Station Padre

Creating blueprint for reusing old oil & gas assets in Gulf of Mexico

An old offshore platform in the U.S. Gulf of Mexico is set to be converted into a working fish farm, creating a blueprint for future aquaculture re-use projects and providing repurposing options for old oil and gas assets.

Station Padre; Source: Innovasea

Innovasea, a provider of aquatic solutions for aquaculture and fish tracking, has helped the Gulf Offshore Research Institute (GORI) secure federal grant funds to continue its plan to repurpose a defunct oil rig in the Gulf of Mexico for aquaculture. As the platform sits in about 150 feet of water, it offers excellent visibility and is conducive to aquaculture, Innovasea said earlier this week.

GORI is a not-for-profit corporation engaged in the research of offshore platforms in the Gulf of Mexico and how they can be repurposed once they are no longer producing oil and gas. The institute is currently working to secure relevant re-use permits for the platform.

The $100,000 grant is coming from the Gulf States Marine Fisheries Commission and the National Oceanic and Atmospheric Administration to help the institute finance the next phase of its proposal to transform Station Padre, a former oil platform 25 miles east of Padre Island, Texas, into a working fish farm.

The Station Padre platform is no longer working as the natural gas production there stopped in 2015. Built by Shell in the 1980s, Station Padre is now owned by Peregrine Oil and Gas.

Kent Satterlee, executive director of GORI, noted: “With the renewed push toward a low-carbon future, we believe offshore fish farming is the best way for the country to provide a sustainable, domestically-produced source of protein.”
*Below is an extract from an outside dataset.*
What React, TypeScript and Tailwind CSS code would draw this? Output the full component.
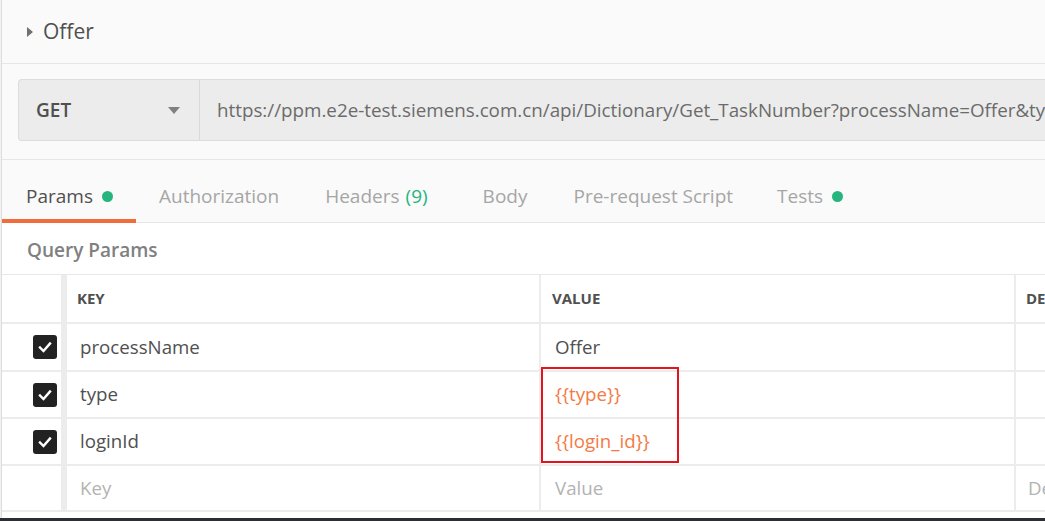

Dismantling a platform can cost up to $10 million and there are hundreds of these platforms in the Gulf of Mexico waiting to be dismantled. In 2015, the Government Accountability Office estimated it would eventually cost $38 billion to remove the 1,800 or so platforms from the Gulf of Mexico.

David Kelly, CEO of Innovasea, pointed out it makes more sense to explore productive new uses for these old pieces of ocean infrastructure rather than spending millions of dollars to dismantle them. Kelly also stated the project could potentially pave the way for the reuse of abandoned oil platforms and help spur offshore aquaculture in the Gulf of Mexico.

Offshore platforms were the source of inspiration for a tourism project recently announced by Saudi Arabia’s Public Investment Fund. The project – named THE RIG – will span an area of more than 150,000 square meters and provide a multitude of hospitality offerings, adventures, and aquatic sporting experiences.